On the other hand, it's pretty short-sighted because anyone with half a brain will tend to abstract away the proprietary pieces, or avoid the lock-in altogether, if it gets too egregious.
First, I don't find databases to be as, say, browsers or operating systems in terms of incompatibility. Anyone with a few hours of training can start doing selects, inserts, deletes and updates on any SQL database. Meanwhile, it's difficult to write HTML that renders identically on every browser or write system code for more than one OS. Generally, differences in SQL are related to performance or fairly esoteric features. The major exception seems to be date formats and functions.
Second, database developers generally are motivated to add features that differentiate their product from everyone else. Products like Oracle, MS SQL Server and MySQL are vast ecosystems that rarely cross-pollinate in practice. At my workplace, we use Oracle and MySQL, but we could probably switch over to 100% Oracle in about a day if needed or desired. So I care a lot about the shiny toys Oracle gives us with each release, but I don't even know what version of MySQL we are using. IBM, Microsoft, PostgreSQL and the rest might as well not exist as far as we are concerned. Having the features to get and keep customers and users is far more important than compatibility in the database world. (That's the positive spin on the "lock-in" answer, I suppose.)
Third, there are legitimate reasons for different companies to implement SQL differently. For instance, Oracle has a multi-versioning system that allows very fast and scalable consistent reads. Other databases lack that feature, but usually are faster inserting rows and rolling back transactions. This is a fundamental difference in these systems. It doesn't make one better than the other (at least in the general case), just different. One should not be surprised if the SQL ontop of a database engine takes advantage of its strengths and attempts to minimize its weaknesses. In fact, it would be irresponsible of the developers to not do this.
John: The standard actually covers lots of subjects, including identity columns, sequences, triggers, routines, upsert, etc. But of course, many of these standards-components may have been brought in place later than the first implementations; and this could be a reason why SQL standards compliance is somewhat low, generally.
Neall: There are actually areas where the SQL standard is ahead of the implementations. For example, it would be nice to have CREATE ASSERTION, but as far as I know, no DBMS implements assertions yet.

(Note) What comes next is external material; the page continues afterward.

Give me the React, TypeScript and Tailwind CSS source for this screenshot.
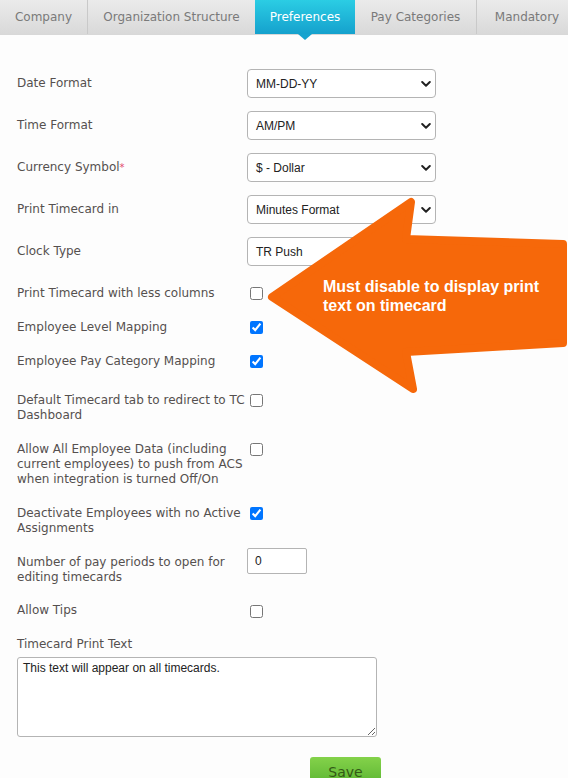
import React from "react";

const labelFont = { fontFamily: '"DejaVu Sans", Verdana, sans-serif' };

function Chevron() {
  return (
    <svg width="10" height="7" viewBox="0 0 10 7" className="absolute right-[4px] top-1/2 -translate-y-1/2">
      <path d="M1.2 1.5 L5 5.2 L8.8 1.5" fill="none" stroke="#222" strokeWidth="2" strokeLinecap="round" strokeLinejoin="round" />
    </svg>
  );
}

function SelectRow({ label, value, required, mt }: { label: string; value: string; required?: boolean; mt: string }) {
  return (
    <div className={`flex items-center h-[29px] ${mt}`}>
      <div className="w-[230px] text-[12px] leading-[15px] text-[#55504f]" style={labelFont}>
        {label}
        {required && <span className="text-[#e2456f] text-[10px] align-top">*</span>}
      </div>
      <div className="relative w-[189px] h-[29px] rounded-[4px] border border-[#b4b4b4] bg-white">
        <div className="pl-[8px] h-full flex items-center text-[12px] text-[#222] font-['Liberation_Sans',Arial,sans-serif]">{value}</div>
        <Chevron />
      </div>
    </div>
  );
}

function CheckRow({ label, checked, mt, cbmt = "mt-[1px]" }: { label: React.ReactNode; checked?: boolean; mt: string; cbmt?: string }) {
  return (
    <div className={`flex items-start ${mt}`}>
      <div className="w-[233px] text-[12px] leading-[15px] text-[#55504f]" style={labelFont}>
        {label}
      </div>
      <input type="checkbox" defaultChecked={checked} className={`m-0 w-[13px] h-[13px] ${cbmt}`} />
    </div>
  );
}

export default function App() {
  const tabs = [
    { name: "Company", w: "w-[88px]" },
    { name: "Organization Structure", w: "w-[167px]" },
    { name: "Preferences", w: "w-[100px]", active: true },
    { name: "Pay Categories", w: "w-[122px]" },
    { name: "Mandatory", w: "w-[100px]" },
  ];
  return (
    <div className="relative w-[568px] h-[778px] overflow-hidden bg-[#fdfdfd]">
      {/* tabs */}
      <div className="flex h-[35px] border-b border-[#d8d8d8] bg-gradient-to-b from-[#ebebeb] to-[#d9d9d9]" style={labelFont}>
        {tabs.map((t, i) =>
          t.active ? (
            <div key={t.name} className={`relative ${t.w} shrink-0 h-[34px] flex items-center justify-center text-[12px] text-white bg-gradient-to-b from-[#2bcde4] to-[#15a1cd]`}>
              {t.name}
              <div className="absolute left-1/2 -translate-x-1/2 top-[34px] w-0 h-0 border-l-[7px] border-r-[7px] border-t-[6px] border-l-transparent border-r-transparent border-t-[#16a3cf]" />
            </div>
          ) : (
            <div
              key={t.name}
              className={`${t.w} shrink-0 h-[34px] flex items-center justify-center text-[12px] text-[#7a7a7a] ${i === 0 || i === 3 ? "border-r border-[#c9c9c9]" : ""}`}
            >
              {t.name}
            </div>
          )
        )}
      </div>

      <div className="pl-[17px]">
        <SelectRow label="Date Format" value="MM-DD-YY" mt="mt-[34px]" />
        <SelectRow label="Time Format" value="AM/PM" mt="mt-[13px]" />
        <SelectRow label="Currency Symbol" value="$ - Dollar" required mt="mt-[13px]" />
        <SelectRow label="Print Timecard in" value="Minutes Format" mt="mt-[13px]" />
        <SelectRow label="Clock Type" value="TR Push" mt="mt-[13px]" />

        <CheckRow label="Print Timecard with less columns" mt="mt-[20px]" />
        <CheckRow label="Employee Level Mapping" checked mt="mt-[19px]" />
        <CheckRow label="Employee Pay Category Mapping" checked mt="mt-[19px]" />
        <CheckRow label="Default Timecard tab to redirect to TC Dashboard" mt="mt-[24px]" />
        <CheckRow label="Allow All Employee Data (including current employees) to push from ACS when integration is turned Off/On" mt="mt-[19px]" />
        <CheckRow label="Deactivate Employees with no Active Assignments" checked mt="mt-[19px]" />

        <div className="flex items-start mt-[12px]">
          <div className="w-[230px] mt-[7px] text-[12px] leading-[15px] text-[#55504f]" style={labelFont}>
            Number of pay periods to open for editing timecards
          </div>
          <div className="w-[60px] h-[26px] rounded-[2px] border border-[#b4b4b4] bg-white pl-[7px] flex items-center text-[12px] text-[#222] font-['Liberation_Sans',Arial,sans-serif]">
            0
          </div>
        </div>

        <CheckRow label="Allow Tips" mt="mt-[18px]" cbmt="mt-[2px]" />

        <div className="mt-[19px] text-[12px] leading-[15px] text-[#55504f]" style={labelFont}>
          Timecard Print Text
        </div>
        <textarea
          className="mt-[5px] block w-[360px] h-[80px] rounded-[3px] border border-[#b4b4b4] bg-white px-[5px] py-[3px] text-[12px] leading-[15px] text-[#222] font-['Liberation_Sans',Arial,sans-serif] resize-y"
          defaultValue="This text will appear on all timecards."
        />
        <div className="mt-[20px] ml-[293px] w-[71px] h-[28px] rounded-t-[3px] bg-gradient-to-b from-[#84d24a] to-[#5ab532] flex items-center justify-center pt-[3px] text-[14px] text-[#335a16]" style={labelFont}>
          Save
        </div>
      </div>

      {/* callout arrow */}
      <svg className="absolute left-0 top-0 pointer-events-none" width="568" height="778" viewBox="0 0 568 778">
        <polygon
          points="272,297 411,202 406,239 563,244 563,343 406,352 413,389"
          fill="#f6680a"
          stroke="#f6680a"
          strokeWidth="8"
          strokeLinejoin="round"
        />
      </svg>
      <div className="absolute left-[323px] top-[277px] text-[16px] leading-[19px] font-bold text-white font-['Liberation_Sans',Arial,sans-serif]">
        Must disable to display print
        <br />
        text on timecard
      </div>
    </div>
  );
}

Personally, I believe that the closed nature of some ISO standards (like the SQL standard) is part of the problem: When a standard is not readily available online, it's less likely to be known by implementors/planners, and too few customers ask for compliance because they don't know what to ask for.
It's certainly effective lock-in, as 1800 says. But in fairness to the database vendors, the SQL standard is always playing catch-up to current databases' feature sets. Most databases we have today are of pretty ancient lineages. If you trace Microsoft SQL Server back to its roots, I think you'll find Ingres - one of the very first relational databases written in the '70s. And Postgres was originally written by some of the same people in the '80s as a successor to Ingres. Oracle goes way back, and I'm not sure where MySQL came in.
Database non-portability does suck, but it could be a lot worse.